§ COLLECTED DATA
=======

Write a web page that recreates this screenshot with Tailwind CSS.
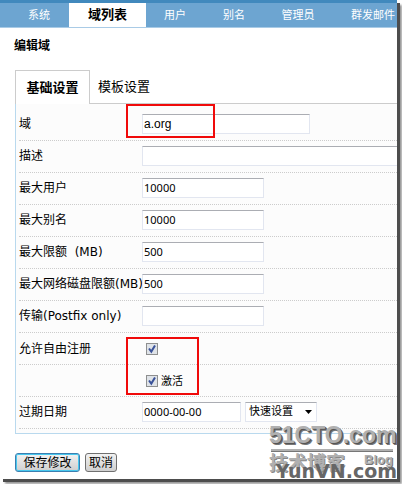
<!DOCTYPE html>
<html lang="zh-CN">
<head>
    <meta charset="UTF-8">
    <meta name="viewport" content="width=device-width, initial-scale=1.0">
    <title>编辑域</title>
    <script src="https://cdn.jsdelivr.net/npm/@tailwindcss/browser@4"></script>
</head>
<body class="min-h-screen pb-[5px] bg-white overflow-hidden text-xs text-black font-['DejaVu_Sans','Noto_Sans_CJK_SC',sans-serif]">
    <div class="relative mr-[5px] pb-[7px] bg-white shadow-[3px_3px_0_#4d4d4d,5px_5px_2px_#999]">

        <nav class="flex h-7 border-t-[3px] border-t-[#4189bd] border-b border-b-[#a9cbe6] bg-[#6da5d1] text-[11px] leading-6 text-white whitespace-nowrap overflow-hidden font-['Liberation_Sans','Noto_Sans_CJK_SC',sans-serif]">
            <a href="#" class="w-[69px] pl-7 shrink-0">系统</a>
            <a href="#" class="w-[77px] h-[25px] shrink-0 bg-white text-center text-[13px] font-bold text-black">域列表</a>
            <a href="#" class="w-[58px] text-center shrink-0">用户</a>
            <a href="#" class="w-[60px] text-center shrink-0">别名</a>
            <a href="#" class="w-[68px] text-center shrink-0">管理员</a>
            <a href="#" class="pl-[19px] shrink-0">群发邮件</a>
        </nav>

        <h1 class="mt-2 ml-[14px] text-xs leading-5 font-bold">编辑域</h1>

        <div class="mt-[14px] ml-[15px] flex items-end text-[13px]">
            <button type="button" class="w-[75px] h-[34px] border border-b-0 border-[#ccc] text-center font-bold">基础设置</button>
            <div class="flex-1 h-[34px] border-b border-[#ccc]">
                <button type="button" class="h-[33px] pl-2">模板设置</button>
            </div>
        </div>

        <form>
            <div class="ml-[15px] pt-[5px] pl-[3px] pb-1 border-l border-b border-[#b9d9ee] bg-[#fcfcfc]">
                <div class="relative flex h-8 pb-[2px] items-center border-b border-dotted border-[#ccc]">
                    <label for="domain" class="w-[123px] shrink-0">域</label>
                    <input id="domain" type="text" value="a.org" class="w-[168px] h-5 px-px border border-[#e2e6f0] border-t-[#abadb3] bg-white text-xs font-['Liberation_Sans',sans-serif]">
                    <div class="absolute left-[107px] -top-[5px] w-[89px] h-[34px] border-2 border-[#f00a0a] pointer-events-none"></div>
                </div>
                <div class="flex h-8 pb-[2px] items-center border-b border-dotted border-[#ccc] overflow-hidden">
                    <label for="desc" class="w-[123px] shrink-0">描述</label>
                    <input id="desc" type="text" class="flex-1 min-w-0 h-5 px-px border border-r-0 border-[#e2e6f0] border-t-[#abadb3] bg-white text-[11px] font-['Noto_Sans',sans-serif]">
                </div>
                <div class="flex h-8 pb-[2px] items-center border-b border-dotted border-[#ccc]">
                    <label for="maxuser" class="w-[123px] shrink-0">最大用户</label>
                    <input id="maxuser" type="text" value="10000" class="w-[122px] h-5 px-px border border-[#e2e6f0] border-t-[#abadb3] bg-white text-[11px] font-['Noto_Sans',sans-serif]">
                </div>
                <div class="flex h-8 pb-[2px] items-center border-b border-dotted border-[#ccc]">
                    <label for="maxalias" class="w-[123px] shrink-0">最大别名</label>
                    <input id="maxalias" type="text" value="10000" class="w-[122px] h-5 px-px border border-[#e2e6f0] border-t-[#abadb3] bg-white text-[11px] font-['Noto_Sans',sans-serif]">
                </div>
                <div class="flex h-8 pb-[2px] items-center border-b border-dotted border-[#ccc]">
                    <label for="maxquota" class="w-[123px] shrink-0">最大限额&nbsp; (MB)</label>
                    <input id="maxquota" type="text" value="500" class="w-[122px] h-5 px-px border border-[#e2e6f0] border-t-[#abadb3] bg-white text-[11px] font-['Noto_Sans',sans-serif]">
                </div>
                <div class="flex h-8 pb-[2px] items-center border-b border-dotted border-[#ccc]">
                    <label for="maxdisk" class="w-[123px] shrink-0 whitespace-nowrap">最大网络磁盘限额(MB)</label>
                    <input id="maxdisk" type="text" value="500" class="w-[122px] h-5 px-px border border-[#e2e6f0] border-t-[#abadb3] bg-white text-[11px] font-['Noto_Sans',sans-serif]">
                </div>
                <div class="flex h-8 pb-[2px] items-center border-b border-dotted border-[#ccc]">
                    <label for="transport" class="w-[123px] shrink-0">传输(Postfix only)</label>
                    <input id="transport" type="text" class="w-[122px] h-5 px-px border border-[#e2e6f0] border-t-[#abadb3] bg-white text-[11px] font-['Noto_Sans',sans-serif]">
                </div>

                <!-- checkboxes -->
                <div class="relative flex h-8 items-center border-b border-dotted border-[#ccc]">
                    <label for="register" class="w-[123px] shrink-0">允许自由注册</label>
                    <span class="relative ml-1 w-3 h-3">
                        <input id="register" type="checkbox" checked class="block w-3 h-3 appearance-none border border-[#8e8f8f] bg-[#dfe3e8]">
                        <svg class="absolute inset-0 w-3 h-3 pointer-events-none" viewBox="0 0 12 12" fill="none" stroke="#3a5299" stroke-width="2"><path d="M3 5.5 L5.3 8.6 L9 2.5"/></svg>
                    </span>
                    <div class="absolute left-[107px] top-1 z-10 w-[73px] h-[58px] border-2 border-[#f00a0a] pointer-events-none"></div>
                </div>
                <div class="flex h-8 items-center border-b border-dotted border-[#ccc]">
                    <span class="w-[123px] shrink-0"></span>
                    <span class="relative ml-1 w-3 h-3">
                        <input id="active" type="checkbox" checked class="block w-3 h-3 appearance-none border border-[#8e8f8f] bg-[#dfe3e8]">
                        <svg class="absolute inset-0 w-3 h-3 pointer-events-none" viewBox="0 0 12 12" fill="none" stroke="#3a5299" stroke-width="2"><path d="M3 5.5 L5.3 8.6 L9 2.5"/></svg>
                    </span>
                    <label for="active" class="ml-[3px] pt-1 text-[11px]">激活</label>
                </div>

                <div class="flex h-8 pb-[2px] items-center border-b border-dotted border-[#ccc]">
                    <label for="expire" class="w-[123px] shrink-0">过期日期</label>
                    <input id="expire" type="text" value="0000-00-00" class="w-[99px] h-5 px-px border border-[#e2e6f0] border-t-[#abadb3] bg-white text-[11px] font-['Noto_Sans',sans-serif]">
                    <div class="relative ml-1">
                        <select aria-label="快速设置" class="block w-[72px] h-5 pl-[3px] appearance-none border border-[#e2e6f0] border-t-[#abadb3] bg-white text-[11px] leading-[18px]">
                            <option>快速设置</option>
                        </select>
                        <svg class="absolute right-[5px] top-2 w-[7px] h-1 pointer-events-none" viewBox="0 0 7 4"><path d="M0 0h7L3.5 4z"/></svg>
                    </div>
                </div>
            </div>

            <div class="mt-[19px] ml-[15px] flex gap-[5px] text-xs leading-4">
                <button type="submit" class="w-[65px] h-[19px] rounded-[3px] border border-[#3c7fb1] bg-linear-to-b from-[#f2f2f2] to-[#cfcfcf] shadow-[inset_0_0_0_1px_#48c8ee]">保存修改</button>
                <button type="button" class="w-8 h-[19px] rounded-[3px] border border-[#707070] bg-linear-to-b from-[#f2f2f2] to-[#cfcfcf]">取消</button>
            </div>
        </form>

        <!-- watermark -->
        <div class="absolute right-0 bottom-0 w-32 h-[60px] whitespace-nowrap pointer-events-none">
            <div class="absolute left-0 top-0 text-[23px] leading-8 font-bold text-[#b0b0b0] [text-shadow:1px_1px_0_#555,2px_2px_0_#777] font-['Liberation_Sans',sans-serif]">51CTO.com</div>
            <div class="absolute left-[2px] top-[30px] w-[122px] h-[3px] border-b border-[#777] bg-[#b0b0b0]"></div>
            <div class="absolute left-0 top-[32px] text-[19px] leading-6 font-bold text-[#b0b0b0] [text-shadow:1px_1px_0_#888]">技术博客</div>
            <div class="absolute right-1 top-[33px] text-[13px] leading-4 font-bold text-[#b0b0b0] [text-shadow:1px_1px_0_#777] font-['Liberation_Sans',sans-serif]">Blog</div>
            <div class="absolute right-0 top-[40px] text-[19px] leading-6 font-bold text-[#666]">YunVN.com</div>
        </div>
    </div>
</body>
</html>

=======

§ REQUIRED TASK
Set down again, exactly, the lines of the material above from its first line to the one with "mr-[5px] pb-[7px] bg-white", inclusive. Leave the pictures out.

§ FULL ANSWER
Write a web page that recreates this screenshot with Tailwind CSS.
<!DOCTYPE html>
<html lang="zh-CN">
<head>
    <meta charset="UTF-8">
    <meta name="viewport" content="width=device-width, initial-scale=1.0">
    <title>编辑域</title>
    <script src="https://cdn.jsdelivr.net/npm/@tailwindcss/browser@4"></script>
</head>
<body class="min-h-screen pb-[5px] bg-white overflow-hidden text-xs text-black font-['DejaVu_Sans','Noto_Sans_CJK_SC',sans-serif]">
    <div class="relative mr-[5px] pb-[7px] bg-white shadow-[3px_3px_0_#4d4d4d,5px_5px_2px_#999]">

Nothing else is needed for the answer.